I might end up with something like this:

### Hypothetical current code ###
class MyModel(models.Model):
    def save(self, *args, **kwargs):
        if altering_field_one:
            self.field_one = 1
        if altering_field_two:
            self.field_two = 2
        super().save(*args, **kwargs)

### Correct version ###
def extend_update_fields(args, kwargs, fields_to_add: set):
    if len(args) >= 4 and (update_fields := args[3]) is not None:
        args[3] = set(update_fields) | fields_to_add
    elif (update_fields := kwargs.get("update_fields")) is not None:
        kwargs["update_fields"] = set(update_fields) | fields_to_add

    return args, kwargs

class MyModel(models.Model):
    def save(self, *args, **kwargs):
        if altering_field_one:
            self.field_one = 1
            extend_update_fields(args, kwargs, {"field_one"})
            args, kwargs = extend_update_fields(args, kwargs)
        elif altering_field_two:
            self.field_two = 2
            extend_update_fields(args, kwargs, {"field_two"})
            args, kwargs = extend_update_fields(args, kwargs)
        super().save(*args, **kwargs)

I think we could reasonably deprecate positional args for save(), and many other Django functions with several arguments where such calls are unclear and hopefully rare.

1 Like

For what is worth, in my head and in all the code bases I have worked with, update_fields was always a list.
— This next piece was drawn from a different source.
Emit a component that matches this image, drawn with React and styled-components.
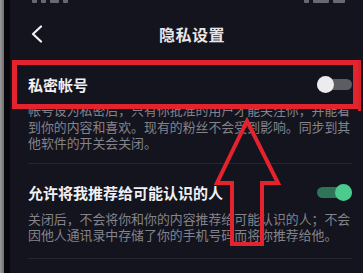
import React from "react";
import styled, { createGlobalStyle } from "styled-components";

const GlobalStyle = createGlobalStyle`
  html, body {
    margin: 0;
    padding: 0;
    background: #14141e;
  }
  body {
    font-family: "Noto Sans CJK SC", "Noto Sans", sans-serif;
  }
`;

function Toggle({ on }) {
  return (
    <Track on={on ? 1 : 0}>
      <Knob on={on ? 1 : 0} />
    </Track>
  );
}

function Chevron() {
  return (
    <svg width="12" height="18" viewBox="0 0 12 18">
      <polyline
        points="10,1.5 2,9 10,16.5"
        fill="none"
        stroke="#f2f2f4"
        strokeWidth="2.2"
        strokeLinecap="round"
        strokeLinejoin="round"
      />
    </svg>
  );
}

function UpArrow() {
  return (
    <ArrowSvg width="70" height="132" viewBox="0 0 70 132">
      <polygon
        points="33,4 64,66 48,66 48,127 18,127 18,66 3,66"
        fill="none"
        stroke="#e3232d"
        strokeWidth="4"
        strokeLinejoin="miter"
      />
    </ArrowSvg>
  );
}

export default function App() {
  return (
    <>
      <GlobalStyle />
      <Screen>
        <Bezel />
        <Edge />
        <Main>
          <StatusBar>
            <StatusGroup>
              <StatusBit w={5} />
              <StatusBit w={5} />
              <StatusBit w={9} />
              <StatusBit w={5} />
            </StatusGroup>
            <StatusGroup>
              <StatusBit w={5} />
              <StatusBit w={16} />
              <StatusBit w={12} />
            </StatusGroup>
          </StatusBar>

          <NavBar>
            <Chevron />
            <Title>隐私设置</Title>
          </NavBar>

          <Row pt={4} h={36}>
            <Label>私密帐号</Label>
            <Toggle />
          </Row>
          <Desc>
            帐号设为私密后，只有你批准的用户才能关注你，并能看到你的内容和喜欢。现有的粉丝不会受到影响。同步到其他软件的开关会关闭。
          </Desc>
          <Divider mt={11} />

          <Row pt={14} h={30}>
            <Label>允许将我推荐给可能认识的人</Label>
            <Toggle on />
          </Row>
          <Desc mt={3}>
            关闭后，不会将你和你的内容推荐给可能认识的人；不会因他人通讯录中存储了你的手机号码而将你推荐给他。
          </Desc>
          <Divider mt={14} />
        </Main>

        <Highlight />
        <UpArrow />
      </Screen>
    </>
  );
}

const Screen = styled.div`
  position: relative;
  display: flex;
  width: 363px;
  height: 273px;
  overflow: hidden;
  background: #14141e;
`;

const Bezel = styled.div`
  width: 4px;
  flex-shrink: 0;
  background: linear-gradient(90deg, #9a9a9c, #6e6e72);
`;

const Edge = styled.div`
  width: 6px;
  flex-shrink: 0;
  background: #08080c;
`;

const Main = styled.div`
  flex: 1;
  display: flex;
  flex-direction: column;
  min-width: 0;
`;

const StatusBar = styled.div`
  height: 6px;
  display: flex;
  justify-content: space-between;
  align-items: flex-start;
  padding: 0 18px 0 22px;
  overflow: hidden;
`;

const StatusGroup = styled.div`
  display: flex;
  gap: 4px;
`;

const StatusBit = styled.div`
  width: ${(p) => p.w}px;
  height: 3px;
  border-radius: 0 0 1px 1px;
  background: #8c8c94;
  opacity: 0.7;
`;

const NavBar = styled.div`
  height: 56px;
  display: flex;
  align-items: center;
  padding: 0 22px 0 21px;
`;

const Title = styled.div`
  flex: 1;
  text-align: center;
  font-size: 16px;
  font-weight: 700;
  color: #e6e6ea;
  letter-spacing: 0.5px;
`;

const Row = styled.div`
  display: flex;
  align-items: center;
  justify-content: space-between;
  height: ${(p) => p.h}px;
  padding: ${(p) => p.pt}px 11px 0 18px;
`;

const Label = styled.div`
  font-size: 15px;
  font-weight: 700;
  color: #f0f0f3;
  letter-spacing: 0;
`;

const Track = styled.div`
  position: relative;
  width: 35px;
  height: 11px;
  border-radius: 6px;
  background: ${(p) => (p.on ? "#2e7456" : "#5c5c63")};
`;

const Knob = styled.div`
  position: absolute;
  top: 50%;
  ${(p) => (p.on ? "right: 0;" : "left: 0;")}
  width: 17px;
  height: 17px;
  margin-top: -8.5px;
  border-radius: 50%;
  background: ${(p) => (p.on ? "#4ccb8f" : "#ececef")};
`;

const Desc = styled.div`
  margin-top: ${(p) => p.mt || 0}px;
  padding: 0 10px 0 18px;
  font-size: 12.9px;
  line-height: 16.5px;
  color: #83838b;
`;

const Divider = styled.div`
  margin: ${(p) => p.mt}px 11px 0 18px;
  height: 1px;
  background: #262632;
`;

const Highlight = styled.div`
  position: absolute;
  left: 12px;
  top: 60px;
  width: 346px;
  height: 49px;
  box-sizing: border-box;
  border: 5px solid #e3232d;
  pointer-events: none;

  &::after {
    content: "";
    position: absolute;
    top: -5px;
    right: -8px;
    width: 3px;
    height: 51px;
    background: #d8222b;
  }
`;

const ArrowSvg = styled.svg`
  position: absolute;
  left: 214px;
  top: 117px;
  pointer-events: none;
`;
I never stopped thinking why until this post, and while I don’t have a clear answer, there is something about maintaining the order of the added fields to update_fields that feels more robust when debugging code/chasing bugs.

I would certainly advice to not assume that most people/code bases are using a set (not that I’m saying that this is currently proposed, but I think it’s worth saying it out loud). A quick and naïve search on GitHub returns 2.9K code matches for update_fields.append while only 163 code matches for update_fields.set.

1 Like

Thanks for sounding this out y’all! Opened a ticket to suggest making save() keyword-only.